Some parents attending the meeting said the diversity plan might result in high-performing children being shut out of their first-choice middle schools.

One woman who did not give her name to NY1 complained that the school system would be “telling an 11-year-old, ‘You worked your butt off and you didn’t get that, what you needed and wanted.'”

One middle school principal at the meeting said the comments were offensive.

Henry Zymeck, the principal of The Computer School, said parents were implying, “My already-advantaged kid needs more advantage! They need to be kept away from those kids!”

The NY1 report on the meeting and Carranza’s 1 a.m. Friday retweet of the Raw Story piece were widely shared on social media.

“New NYC Chancellor is looking mad woke out here,” tweeted journalist Nikole Hannah-Jones, a MacArthur Foundation “genius” grant winner for her reporting on school segregation.
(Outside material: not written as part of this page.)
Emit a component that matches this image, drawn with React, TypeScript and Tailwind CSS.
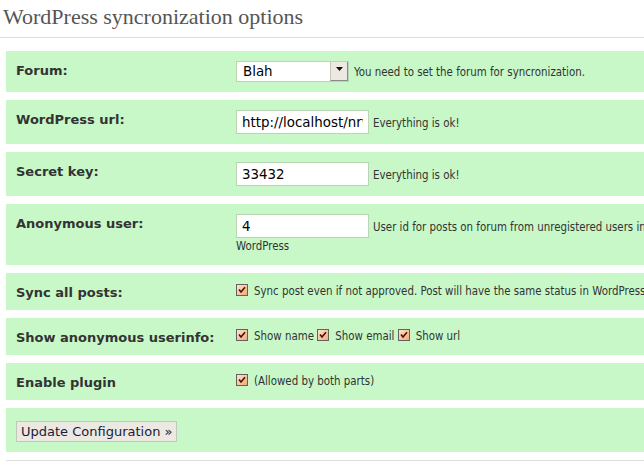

But the retweet of a headline accusing some white parents of “ranting” struck a far less conciliatory tone than anything his boss, Mayor Bill de Blasio, has said about school segregation.

Asked about the retweet on WNYC radio, de Blasio, a Democrat, said, “Look, I don’t think he at all intends to vilify anyone. He’s not that type of person.”

Carranza, who formerly headed public school districts in San Francisco and Houston, took over New York City’s 1.1 million-pupil public school system this month.

A spokeswoman said Carranza stands by the tweet but wants to clarify that words in the headline were not his.

Carranza said in an interview with The Associated Press on Tuesday — the same day as the heated meeting — that New Yorkers “want diversity in everything, not the least of which is schools.”

He added, “It has to be a balanced conversation and we have to be really careful about how we have the conversation.”